Researchers have struggled over the years to find a cure for AIDS, and while an effective HIV vaccine has eluded them thus far they are still making progress. But now new research finds that llamas, of all things, may hold the key to combating this fatal disease.

Specifically, a combination of antibodies from llamas can destroy - or neutralize - a wide range of circulating HIV viruses, researchers reported in the journal PLOS Pathogens.

Antibodies in most mammals are relatively large proteins, and scientists surmise that this bulkiness is why neutralizing antibodies are so rare. Not to mention that the CD4 receptor on virus cells that most developing vaccines target is exceptionally narrow. However, llamas are the exception to the rule. These pack animals produce the four-chain antibodies common among all mammals, but they also produce smaller ones made up of only two of the four chains, making them less cumbersome.

During the study, Laura McCoy led an international team of researchers in testing the immune response in llamas against HIV, which causes AIDS. Previous research had identified one particular HIV neutralizing llama antibody, and in this new study a total of three new neutralizing antibodies were found.
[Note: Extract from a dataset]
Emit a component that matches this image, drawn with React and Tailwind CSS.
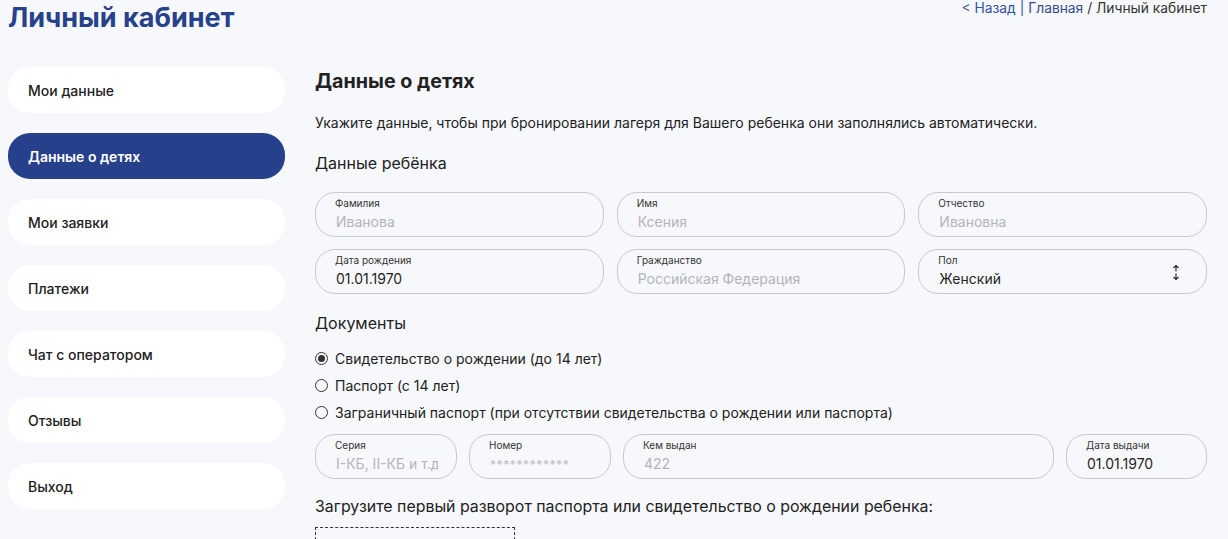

And while separately the four virus-destroying antibodies target different parts of HIV's CD4-binding site, together they are more effective.

A combination of these antibodies, rather than interfering with each other, successfully neutralized all of the 60 different HIV strains tested.
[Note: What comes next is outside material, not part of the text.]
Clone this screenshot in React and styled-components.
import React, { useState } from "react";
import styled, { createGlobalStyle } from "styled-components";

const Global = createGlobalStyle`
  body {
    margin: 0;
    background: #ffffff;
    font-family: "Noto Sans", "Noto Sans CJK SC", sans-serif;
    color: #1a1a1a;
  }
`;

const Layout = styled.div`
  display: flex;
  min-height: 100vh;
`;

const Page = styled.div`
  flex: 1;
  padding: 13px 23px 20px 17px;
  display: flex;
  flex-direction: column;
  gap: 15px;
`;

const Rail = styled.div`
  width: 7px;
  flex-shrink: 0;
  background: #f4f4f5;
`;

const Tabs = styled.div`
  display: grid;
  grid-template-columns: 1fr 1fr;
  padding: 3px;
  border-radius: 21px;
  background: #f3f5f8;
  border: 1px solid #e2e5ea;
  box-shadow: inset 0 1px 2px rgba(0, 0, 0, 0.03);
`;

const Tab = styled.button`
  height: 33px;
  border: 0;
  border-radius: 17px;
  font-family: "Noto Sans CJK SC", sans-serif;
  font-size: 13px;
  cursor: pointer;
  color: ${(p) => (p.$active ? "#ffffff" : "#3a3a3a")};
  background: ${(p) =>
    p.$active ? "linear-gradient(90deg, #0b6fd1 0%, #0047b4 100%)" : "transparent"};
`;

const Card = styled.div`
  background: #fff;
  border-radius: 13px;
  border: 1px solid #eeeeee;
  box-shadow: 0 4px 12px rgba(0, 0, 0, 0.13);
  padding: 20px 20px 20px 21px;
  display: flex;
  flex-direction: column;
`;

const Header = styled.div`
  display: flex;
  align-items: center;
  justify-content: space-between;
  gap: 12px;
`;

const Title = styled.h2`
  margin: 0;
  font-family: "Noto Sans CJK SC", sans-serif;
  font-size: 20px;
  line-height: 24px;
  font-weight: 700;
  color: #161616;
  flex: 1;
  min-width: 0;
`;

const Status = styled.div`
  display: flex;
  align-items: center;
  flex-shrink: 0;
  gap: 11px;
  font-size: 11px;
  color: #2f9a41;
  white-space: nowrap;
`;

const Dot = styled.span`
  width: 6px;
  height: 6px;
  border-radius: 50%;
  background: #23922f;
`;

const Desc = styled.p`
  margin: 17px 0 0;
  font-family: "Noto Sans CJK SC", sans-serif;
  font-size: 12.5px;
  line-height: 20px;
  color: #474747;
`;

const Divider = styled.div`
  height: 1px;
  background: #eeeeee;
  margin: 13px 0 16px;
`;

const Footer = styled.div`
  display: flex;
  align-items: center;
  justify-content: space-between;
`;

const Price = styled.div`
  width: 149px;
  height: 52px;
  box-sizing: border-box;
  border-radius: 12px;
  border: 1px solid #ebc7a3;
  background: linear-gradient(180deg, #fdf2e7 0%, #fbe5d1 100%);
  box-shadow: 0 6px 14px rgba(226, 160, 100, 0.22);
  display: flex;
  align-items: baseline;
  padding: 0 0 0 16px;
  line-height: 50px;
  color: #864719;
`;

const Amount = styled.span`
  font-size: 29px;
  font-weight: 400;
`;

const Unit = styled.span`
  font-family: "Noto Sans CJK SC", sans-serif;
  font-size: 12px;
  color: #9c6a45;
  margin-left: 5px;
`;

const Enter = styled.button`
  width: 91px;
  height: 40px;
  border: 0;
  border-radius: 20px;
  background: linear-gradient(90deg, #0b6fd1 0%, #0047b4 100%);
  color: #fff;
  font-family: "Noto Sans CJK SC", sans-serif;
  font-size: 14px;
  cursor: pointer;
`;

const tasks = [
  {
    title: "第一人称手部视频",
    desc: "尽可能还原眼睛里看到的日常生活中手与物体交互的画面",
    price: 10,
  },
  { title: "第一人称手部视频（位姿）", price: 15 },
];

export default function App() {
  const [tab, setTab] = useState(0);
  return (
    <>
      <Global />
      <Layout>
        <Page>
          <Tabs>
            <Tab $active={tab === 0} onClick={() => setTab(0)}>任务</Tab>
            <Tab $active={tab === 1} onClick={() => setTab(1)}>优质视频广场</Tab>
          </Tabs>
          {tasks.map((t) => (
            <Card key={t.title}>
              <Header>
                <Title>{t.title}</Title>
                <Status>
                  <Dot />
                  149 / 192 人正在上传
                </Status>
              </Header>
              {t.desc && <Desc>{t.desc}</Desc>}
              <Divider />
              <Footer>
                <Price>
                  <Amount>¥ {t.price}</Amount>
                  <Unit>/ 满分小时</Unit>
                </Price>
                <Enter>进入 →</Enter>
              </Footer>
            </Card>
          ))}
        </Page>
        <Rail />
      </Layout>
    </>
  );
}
To better understand how llamas hold the key to fighting the virus, McCoy and her colleagues sequenced several copies of their antibody-coding genes from blood cells, which they collected after the first set of immunizations and after a further four rounds of vaccination. They also looked at these same genes in seven of the llamas that weren't vaccinated.

To their surprise, the neutralizing antibodies were generated as immune cells repeatedly encountered the vaccine and responded by maturing specific antibodies that can recognize and target it.

And while these results are encouraging in the fight against AIDS, unfortunately these antibodies are only present at low concentrations in the blood, and so don't qualify as a protective HIV vaccine.

Nonetheless, "our results show that immunization can induce potent and broadly neutralizing antibodies in llamas with features similar to human antibodies and provide a framework to analyze the effectiveness of immunization protocols," the authors wrote.